Heróis são inúmeras pessoas, entidades sociais e beneficentes, ONGs,
voluntários, igrejas e hospitais que se dedicam ao cuidado de carentes,
doentes e necessitados (vamos lembrar de nossa eterna heroína Zilda Arns).
Heróis são aqueles que, apesar de ganharem um salário mínimo, pagam suas
contas, restando apenas dezesseis reais para alimentação, como mostrado
em outra reportagem apresentada meses atrás pela própria Rede Globo.
O Big Brother Brasil não é um programa cultural, nem educativo, não
acrescenta informações e conhecimentos intelectuais aos telespectadores, nem
aos participantes, e não há qualquer outro estímulo como, por exemplo, o
incentivo ao esporte, à música, à criatividade ou ao ensino
de conceitos como valor, ética, trabalho e moral. São apenas pessoas que se
prestam a comer, beber, tomar sol, fofocar, dormir e agir estupidamente para
que, ao final do programa, o “escolhido” receba um milhão e meio de reais. E
ai vem algum psicólogo de vanguarda e me diz que o BBB ajuda a "entender o
comportamento humano". Ah, tenha dó!!!
Veja o que está por de tra$$$$$$$$$ $$$$$$$ do BBB: José Neumani da Rádio
Jovem Pan, fez um cálculo de que se vinte e nove milhões de pessoas ligarem
a cada paredão, com o custo da ligação a trinta centavos, a Rede
Globo e a Telefônica arrecadam oito milhões e setecentos mil reais. Eu vou
repetir: oito milhões e setecentos mil reais a cada paredão.

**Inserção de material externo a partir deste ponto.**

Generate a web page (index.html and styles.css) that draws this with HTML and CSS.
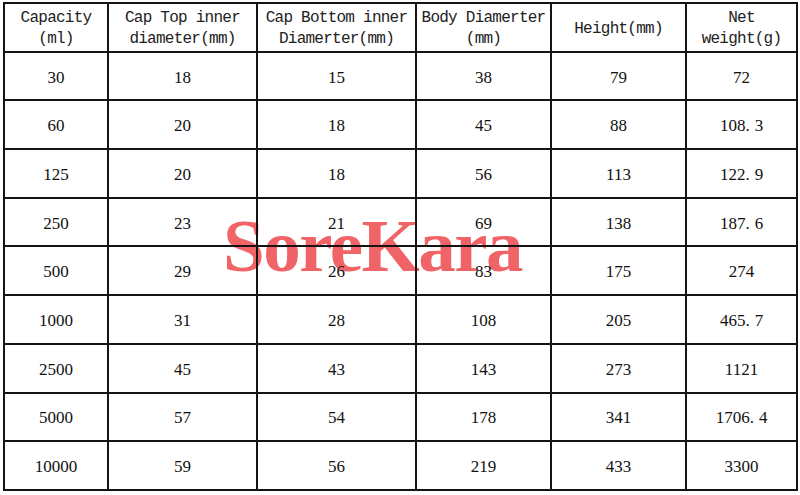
FILE: index.html
```html
<!DOCTYPE html>
<html lang="en">
<head>
<meta charset="utf-8">
<title>Bottle specifications</title>
<link rel="stylesheet" href="styles.css">
</head>
<body>
<div class="sheet">
  <div class="watermark">SoreKara</div>
  <table class="spec">
    <colgroup>
      <col class="c1"><col class="c2"><col class="c3"><col class="c4"><col class="c5"><col class="c6">
    </colgroup>
    <thead>
      <tr>
        <th>Capacity<br>(ml)</th>
        <th>Cap Top inner<br>diameter(mm)</th>
        <th>Cap Bottom inner<br>Diamerter(mm)</th>
        <th>Body Diamerter<br>(mm)</th>
        <th>Height(mm)</th>
        <th>Net<br>weight(g)</th>
      </tr>
    </thead>
    <tbody>
      <tr><td>30</td><td>18</td><td>15</td><td>38</td><td>79</td><td>72</td></tr>
      <tr><td>60</td><td>20</td><td>18</td><td>45</td><td>88</td><td>108<span class="dot">.</span>3</td></tr>
      <tr><td>125</td><td>20</td><td>18</td><td>56</td><td>113</td><td>122<span class="dot">.</span>9</td></tr>
      <tr><td>250</td><td>23</td><td>21</td><td>69</td><td>138</td><td>187<span class="dot">.</span>6</td></tr>
      <tr><td>500</td><td>29</td><td>26</td><td>83</td><td>175</td><td>274</td></tr>
      <tr><td>1000</td><td>31</td><td>28</td><td>108</td><td>205</td><td>465<span class="dot">.</span>7</td></tr>
      <tr><td>2500</td><td>45</td><td>43</td><td>143</td><td>273</td><td>1121</td></tr>
      <tr><td>5000</td><td>57</td><td>54</td><td>178</td><td>341</td><td>1706<span class="dot">.</span>4</td></tr>
      <tr><td>10000</td><td>59</td><td>56</td><td>219</td><td>433</td><td>3300</td></tr>
    </tbody>
  </table>
</div>
</body>
</html>
```

FILE: styles.css
```css
html, body {
  margin: 0;
  padding: 0;
  background: #ffffff;
}

.sheet {
  position: relative;
  width: 800px;
  height: 495px;
  padding: 2px 0 0 3px;
  box-sizing: border-box;
  isolation: isolate;
}

.watermark {
  position: absolute;
  left: 223px;
  top: 208px;
  z-index: -1;
  font-family: "Liberation Serif", serif;
  font-weight: bold;
  font-size: 75px;
  line-height: 1;
  letter-spacing: -1.5px;
  color: #f06468;
  white-space: nowrap;
}

.spec {
  border-collapse: collapse;
  table-layout: fixed;
  width: 795px;
  border: 2px solid #141414;
  background: transparent;
}

.c1 { width: 104px; }
.c2 { width: 149px; }
.c3 { width: 159px; }
.c4 { width: 135px; }
.c5 { width: 135px; }
.c6 { width: 111px; }

.spec tr {
  height: 48.7px;
}

.spec th,
.spec td {
  border: 2px solid #141414;
  padding: 0 2px;
  text-align: center;
  vertical-align: middle;
  white-space: nowrap;
}

.spec th {
  font-family: "Liberation Mono", monospace;
  font-weight: normal;
  font-size: 16px;
  letter-spacing: -0.75px;
  line-height: 21px;
  color: #222222;
  padding-top: 4px;
}

.spec td {
  font-family: "Liberation Serif", serif;
  font-size: 17px;
  line-height: 20px;
  color: #111111;
  padding-top: 3px;
}

.dot {
  letter-spacing: 5px;
}
```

Já imaginaram quanto poderia ser feito com essa quantia se fosse dedicada a
programas de inclusão social, moradia, alimentação, ensino e saúde de muitos
brasileiros?
(Poderia ser feito mais de 520 casas populares; ou comprar mais de 5.000
computadores )
Essas palavras não são de revolta ou protesto, mas de vergonha e indignação,
por ver tamanha aberração ter milhões de telespectadores.

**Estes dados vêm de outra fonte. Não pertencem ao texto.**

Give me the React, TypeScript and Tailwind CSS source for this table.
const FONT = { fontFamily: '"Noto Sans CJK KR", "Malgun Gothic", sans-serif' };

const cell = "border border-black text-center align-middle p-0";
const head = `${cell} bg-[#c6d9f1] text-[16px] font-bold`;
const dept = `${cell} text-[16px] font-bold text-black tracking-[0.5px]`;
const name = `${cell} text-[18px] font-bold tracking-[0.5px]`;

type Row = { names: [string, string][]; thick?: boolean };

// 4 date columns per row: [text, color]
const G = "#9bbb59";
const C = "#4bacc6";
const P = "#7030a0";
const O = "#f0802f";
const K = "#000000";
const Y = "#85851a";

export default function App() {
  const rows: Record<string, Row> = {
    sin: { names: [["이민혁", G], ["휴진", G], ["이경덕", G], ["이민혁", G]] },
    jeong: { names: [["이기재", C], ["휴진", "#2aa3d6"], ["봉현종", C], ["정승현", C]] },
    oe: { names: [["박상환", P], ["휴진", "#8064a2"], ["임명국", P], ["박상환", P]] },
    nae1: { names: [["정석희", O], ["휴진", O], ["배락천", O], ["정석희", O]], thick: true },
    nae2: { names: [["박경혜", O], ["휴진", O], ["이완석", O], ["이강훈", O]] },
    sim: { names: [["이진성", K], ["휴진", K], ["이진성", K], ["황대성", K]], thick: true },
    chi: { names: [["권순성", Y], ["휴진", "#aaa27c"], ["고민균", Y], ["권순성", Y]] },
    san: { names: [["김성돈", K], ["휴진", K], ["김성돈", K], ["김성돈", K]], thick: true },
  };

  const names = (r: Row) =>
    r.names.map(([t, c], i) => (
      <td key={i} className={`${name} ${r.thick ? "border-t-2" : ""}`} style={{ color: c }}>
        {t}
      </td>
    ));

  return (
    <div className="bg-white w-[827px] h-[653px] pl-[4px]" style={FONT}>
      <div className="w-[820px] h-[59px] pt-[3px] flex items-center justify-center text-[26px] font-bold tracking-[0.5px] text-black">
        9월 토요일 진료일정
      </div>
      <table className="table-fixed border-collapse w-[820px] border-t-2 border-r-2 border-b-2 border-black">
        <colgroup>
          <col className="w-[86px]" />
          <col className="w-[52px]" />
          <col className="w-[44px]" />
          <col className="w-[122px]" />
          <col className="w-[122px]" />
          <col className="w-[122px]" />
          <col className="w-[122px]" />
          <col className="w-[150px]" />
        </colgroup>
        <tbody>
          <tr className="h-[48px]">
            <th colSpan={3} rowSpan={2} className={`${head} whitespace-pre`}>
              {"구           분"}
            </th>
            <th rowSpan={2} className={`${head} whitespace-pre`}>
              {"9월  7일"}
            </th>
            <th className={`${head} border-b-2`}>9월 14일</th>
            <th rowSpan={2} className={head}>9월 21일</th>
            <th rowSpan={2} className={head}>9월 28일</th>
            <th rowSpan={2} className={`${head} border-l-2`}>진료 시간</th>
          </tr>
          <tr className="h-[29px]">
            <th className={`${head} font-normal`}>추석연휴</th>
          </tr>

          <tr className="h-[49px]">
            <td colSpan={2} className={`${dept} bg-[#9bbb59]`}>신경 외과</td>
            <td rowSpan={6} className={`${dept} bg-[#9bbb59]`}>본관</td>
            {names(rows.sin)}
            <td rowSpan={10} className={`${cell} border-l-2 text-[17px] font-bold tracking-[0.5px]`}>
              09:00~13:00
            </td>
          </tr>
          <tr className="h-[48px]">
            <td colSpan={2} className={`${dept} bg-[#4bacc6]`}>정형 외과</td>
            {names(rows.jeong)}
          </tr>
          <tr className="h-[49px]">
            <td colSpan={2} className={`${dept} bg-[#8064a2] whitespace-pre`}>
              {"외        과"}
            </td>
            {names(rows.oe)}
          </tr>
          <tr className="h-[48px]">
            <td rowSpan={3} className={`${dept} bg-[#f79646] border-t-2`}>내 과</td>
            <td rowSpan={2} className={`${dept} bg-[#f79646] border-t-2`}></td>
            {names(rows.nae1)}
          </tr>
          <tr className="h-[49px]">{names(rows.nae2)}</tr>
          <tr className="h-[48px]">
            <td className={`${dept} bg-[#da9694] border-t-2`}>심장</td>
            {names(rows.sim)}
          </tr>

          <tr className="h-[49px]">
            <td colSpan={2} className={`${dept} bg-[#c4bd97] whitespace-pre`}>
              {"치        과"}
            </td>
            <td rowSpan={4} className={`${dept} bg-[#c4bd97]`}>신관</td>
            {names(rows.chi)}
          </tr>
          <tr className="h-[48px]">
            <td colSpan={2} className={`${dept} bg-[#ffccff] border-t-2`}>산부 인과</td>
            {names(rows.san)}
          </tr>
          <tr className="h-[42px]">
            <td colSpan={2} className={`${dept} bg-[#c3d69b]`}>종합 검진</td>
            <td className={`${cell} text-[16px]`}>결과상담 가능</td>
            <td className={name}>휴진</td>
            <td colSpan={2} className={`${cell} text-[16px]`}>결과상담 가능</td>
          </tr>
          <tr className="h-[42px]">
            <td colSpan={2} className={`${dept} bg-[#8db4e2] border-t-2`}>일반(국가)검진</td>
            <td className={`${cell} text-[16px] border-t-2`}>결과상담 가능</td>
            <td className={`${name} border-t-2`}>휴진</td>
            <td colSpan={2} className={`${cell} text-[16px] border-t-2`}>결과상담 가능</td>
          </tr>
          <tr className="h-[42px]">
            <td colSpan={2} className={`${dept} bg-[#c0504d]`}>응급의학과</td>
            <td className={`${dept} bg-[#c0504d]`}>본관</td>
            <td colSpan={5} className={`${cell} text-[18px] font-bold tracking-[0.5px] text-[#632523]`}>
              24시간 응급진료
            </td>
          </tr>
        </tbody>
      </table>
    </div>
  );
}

Em vez de assistir ao BBB, que tal ler um livro, um poema de Mário Quintana
ou de Neruda ou qualquer outra coisa..., ir ao cinema..., estudar... , ouvir
boa música..., cuidar das flores e jardins... , telefonar para um amigo... ,
visitar os avós... , pescar..., brincar com as crianças... , namorar... ou
simplesmente dormir. Assistir ao BBB é
ajudar a Globo a ganhar rios de dinheiro e destruir o que ainda resta dos
valores sobre os quais foi construído nossa sociedade.